The European Championships are still a month away and the Olympics are even further down the track, but 2016 has already been an amazing year for sport. Short of Michael Phelps winning another 72 gold medals, the two biggest sporting stories of the year have already been written. So, with the proviso that the NBA playoffs are still progressing, who won 2016: the Golden State Warriors or Leicester City?
Historical context
The greatest player to set foot on a basketball court was Michael Jordan, and his greatest single-season achievement was the 1996 Bulls. But Jordan and the Bulls were this year bumped to the unfamiliar position of second after Golden State completed the regular season with single-digit defeats, finishing 73-9 to eclipse the Bulls' mark of 72-10. Leicester, meanwhile, were crowned champions for the first time in their 132-year history, becoming the first team outside of the traditional big four to win the Premier League since Blackburn in 1995. But their achievements are to these eyes slightly less impressive than Nottingham Forest's in the late 1970s. Slight edge to the Warriors.
Surprise factor
Golden State were defending champions, saw every key player from last year's roster return and won their first 24 games of the campaign. They didn't exactly creep up on anyone. The Foxes, of course, were 5000-1 outsiders when the season began, far more likely to have manager Claudio Ranieri sacked mid-season and be relegated than they were to win the league. Considering punters could have found better odds on Elvis being alive, I think Leicester have this one.
Catalyst
While Riyad Mahrez and N'Golo Kante are better players, no one exemplified the rise of Leicester like striker Jamie Vardy. A man who was a few years ago languishing in semi-professional obscurity scored 22 goals, was in the running for the Footballer of the Year award (won by Mahrez) and could be starting for England at Euro 2016. Steph Curry, meanwhile, is the best athlete alive. Jamie Vardy may be having a party but this one's as straightforward as Curry draining a three.
Key moment
Considering the NBA regular season is a six-month prelude to the playoffs, it's difficult to imbue too much meaning in one game, even in a season as historic as the Warriors'. But Golden State's double-overtime thriller in Oklahoma City, when Curry's ridiculous buzzer beater clinched it, was about as entertaining as sport gets. For much of the season, it was a matter of when and not if Leicester's bubble would burst. But in a February battle between first and second, the Foxes produced an absolute masterclass away from home to blitz Manchester City 3-1, going five points clear and, months later, winning this entirely objective category.
Watchability
Those heights were rather rare for Leicester the longer the season progressed. A pure counter-attacking team, when the title race reached squeaky bum time, as Sir Alex Ferguson would put it, the eventual champions relied on their defence and ground out a series of 1-0 victories.

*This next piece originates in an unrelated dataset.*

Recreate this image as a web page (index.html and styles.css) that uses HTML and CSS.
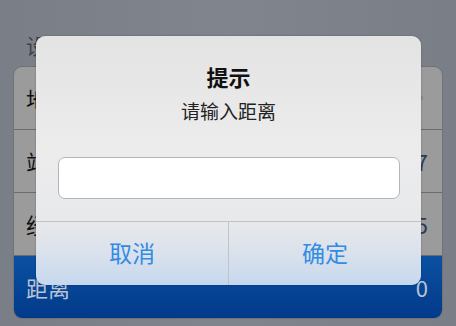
FILE: index.html
```html
<!DOCTYPE html>
<html lang="zh">
<head>
<meta charset="utf-8">
<link rel="stylesheet" href="styles.css">
</head>
<body>
<div class="screen">
  <div class="section-title">设置</div>
  <div class="group">
    <div class="row"><span class="label">地区</span><span class="chev"></span></div>
    <div class="row"><span class="label">站点</span><span class="value">7</span></div>
    <div class="row"><span class="label">经度</span><span class="value">5</span></div>
    <div class="row selected"><span class="label">距离</span><span class="value">0</span></div>
  </div>
  <div class="dialog">
    <div class="dialog-body">
      <div class="dialog-title">提示</div>
      <div class="dialog-msg">请输入距离</div>
      <div class="dialog-input"></div>
    </div>
    <div class="dialog-buttons">
      <div class="btn">取消</div>
      <div class="btn">确定</div>
    </div>
  </div>
</div>
</body>
</html>
```
FILE: styles.css
```css
html, body {
  margin: 0;
  padding: 0;
}
body {
  width: 456px;
  height: 326px;
  overflow: hidden;
  background: #7c8088;
  font-family: "Noto Sans CJK SC", "Noto Sans", sans-serif;
}
.screen {
  position: relative;
  width: 456px;
  height: 326px;
  background: linear-gradient(90deg, #7a7e86, #80848c 50%, #7a7e86);
}
.section-title {
  padding: 31px 0 0 26px;
  height: 35px;
  font-size: 21px;
  line-height: 28px;
  color: #3e4149;
}
.group {
  margin: 0 13px;
  border-radius: 9px;
  overflow: hidden;
  background: #9b9b9b;
  border: 1px solid #6f7276;
}
.row {
  height: 62px;
  display: flex;
  align-items: center;
  justify-content: space-between;
  padding: 0 14px 0 12px;
  border-bottom: 1px solid #6c6c6c;
  font-size: 22px;
  color: #111;
}
.row:last-child {
  border-bottom: none;
}
.value {
  color: #2c3a55;
  font-size: 22px;
}
.chev {
  width: 0;
  height: 0;
  border-left: 6px solid #8a8a8a;
  border-top: 6px solid transparent;
  border-bottom: 6px solid transparent;
  margin-right: 4px;
}
.row.selected {
  background: linear-gradient(180deg, #0b50a2, #023a8a);
  color: #b9c3d3;
}
.row.selected .value {
  color: #b9c3d3;
}
.dialog {
  position: absolute;
  left: 36px;
  top: 36px;
  width: 385px;
  height: 249px;
  border-radius: 9px;
  overflow: hidden;
  display: flex;
  flex-direction: column;
  background: linear-gradient(180deg, #e3e3e4 0%, #ececed 45%, #e8e9eb 74%, #dde3ec 85%, #c6d8ee 100%);
  box-shadow: 0 0 2px rgba(0,0,0,0.3);
}
.dialog-body {
  height: 185px;
  display: flex;
  flex-direction: column;
  align-items: center;
  border-bottom: 1px solid #c2c3c6;
}
.dialog-title {
  margin-top: 25px;
  font-size: 22px;
  font-weight: bold;
  line-height: 30px;
  color: #111;
}
.dialog-msg {
  margin-top: 6px;
  font-size: 19px;
  line-height: 28px;
  color: #222;
}
.dialog-input {
  margin-top: 32px;
  width: 340px;
  height: 40px;
  background: #fff;
  border: 1px solid #b4b5b8;
  border-radius: 7px;
}
.dialog-buttons {
  flex: 1;
  display: flex;
}
.btn {
  flex: 1;
  display: flex;
  align-items: center;
  justify-content: center;
  padding-bottom: 4px;
  font-size: 23px;
  color: #338be4;
}
.btn + .btn {
  border-left: 1px solid #c2c3c6;
}
```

The Warriors, on the other hand, were consistently invigorating viewing, inspired with a level of self-belief that left no deficit insurmountable. Playing with pace and spacing the floor, the Warriors were so efficient on offence that Klay Thompson ended the season with the third-most successful three-pointers of all time. Curry, naturally, took first place, and Golden State take this particular prize.
The grandkids test
The ultimate judge of who won a year: imagine, in a distant future, regaling your grandkids with tales of the most amazing sporting feats you had the privilege of watching. With respect to the Warriors, whose record may actually outlive those hypothetical grandkids, Leicester City are the story of 2016.